ChockJockey
Veteran
- Dec 18, 2008
- 1,393
- 1,350
WeAAsles said:I would like to think we should be able to do that? But I'm thinking I may put that money into an extra mortgage payment to try and get out from under that burden for when I retire.
Indeed, if/when I see any profit sharing check it's going to be used to better my financial situation if only incrementally, to pay down some debt and pad my savings. Any bit helps. I plan on being prepared when the industry takes it's next cyclical downturn, whenever that may be.
WeAAsles said:Excellent. I think it's great that you're going to at least try to change your way of thinking. It would probably be a very good idea if you sought professional help though? I'm not really sure from your posting if you're someone who has the ability to change on your own?
You probably would be much better off if they do offer a package, just leaving. Take what you can and try to forget the horror of having ever been associated with AA or any Union.
Maybe work on private Jets in Denton or something? Lots of employers in small airports around that area I'm sure would love to have that smiling face of yours be a part of their team.

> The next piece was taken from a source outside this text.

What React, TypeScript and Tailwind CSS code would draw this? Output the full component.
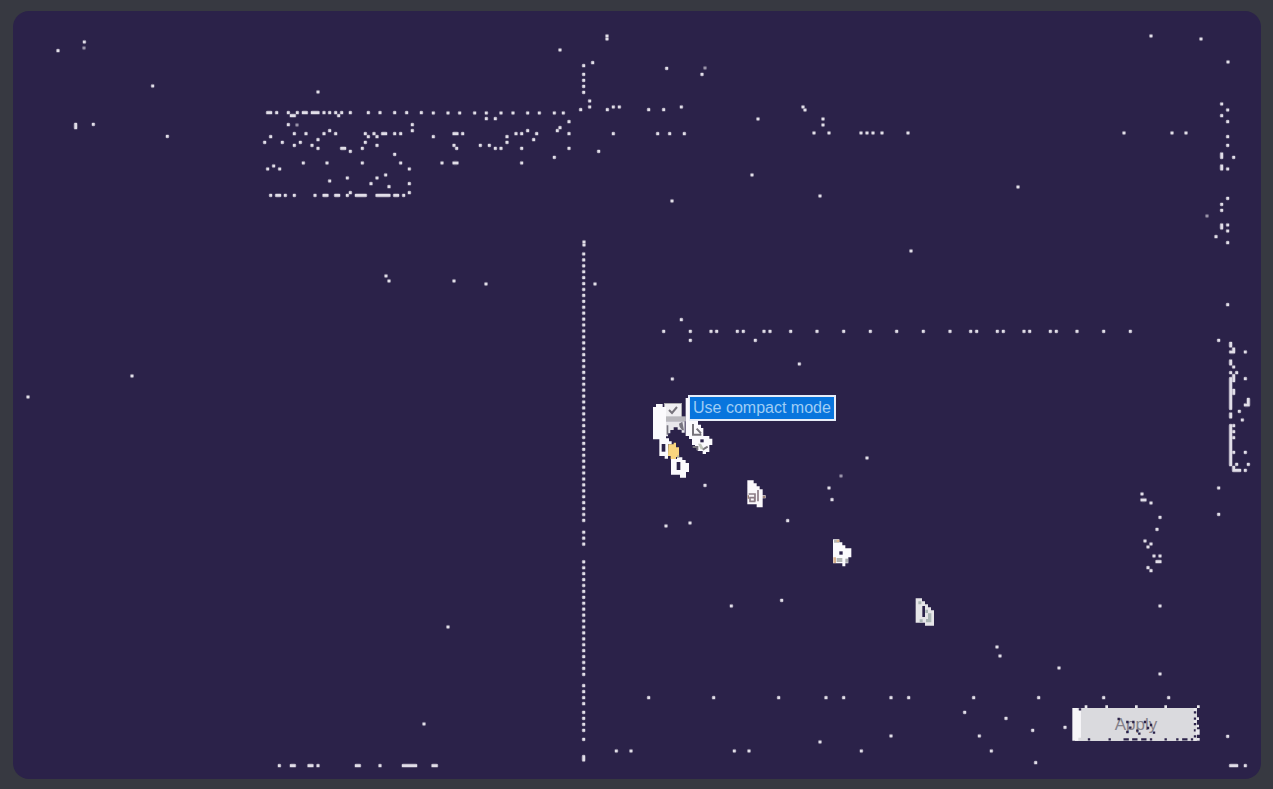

People enjoy complaining, but it's like anything else in that it becomes unhealthy in excess. Some people become too attached to the sense that they're right and someone else is wrong, the reassuring feeling that the company or the universe owes them something; it's a convenient license and excuse for acting as they like and performing at the bare minimum. Okay, fine, that's their prerogative. I'm convinced by now that for some people if you were to give them a contract that included everything they could possibly want and more, why, they'd riot in the streets for having to come down off their crosses and turn in their Eternal Victim Platinum Whiner's Club Card. But that's what happens when they perpetually cast themselves in the role as the victim - it becomes an integral part of their own identity, so much so they have to defend it, and anything that challenges the notion, i.e. the possibility of free money from the company, or any other tangible improvement in their lot, they will attack, deride, and dismiss. This thread is a case in point.
This is an excellent industry for people who get off on being chronically unhappy, I found that out very early, and also found out that people like that get off if they find they can spread their discontent. I'm sure you've noticed this as well. I also found out pretty quickly that the easiest way to piss these people was to keep an upbeat attitude and simply do my job without having a giant chip on my shoulder. If I'm going to spend 40 hours a week (or more) of my waking life at work I'm not going to do it with a sneer on my face all the while, no matter what I think I'm owed or was stolen from me because life is simply too short and I don't want to become one of those jaded angry lifers we all goofed on when we were in training. In the end you lose it all anyway.
I too have had the opportunity to work with new hires and it's important to me that they learn not only to do the job properly and safely but also to enjoy the work and working with others and to get the most they can out of the time on the clock and the opportunities/benefits they get from the airline. What I said in the preceding paragraph I've conveyed to many of them. I'm not trying to instill a plastic sense of false happiness or convince them they have to give 110% or that they have to love the company unconditionally or that they have to kiss management's a**. If I have to work around these people and depend on them and can make a positive impression then that's what I'll do.
There are a lot of things I could complain about, but profit sharing isn't one of them.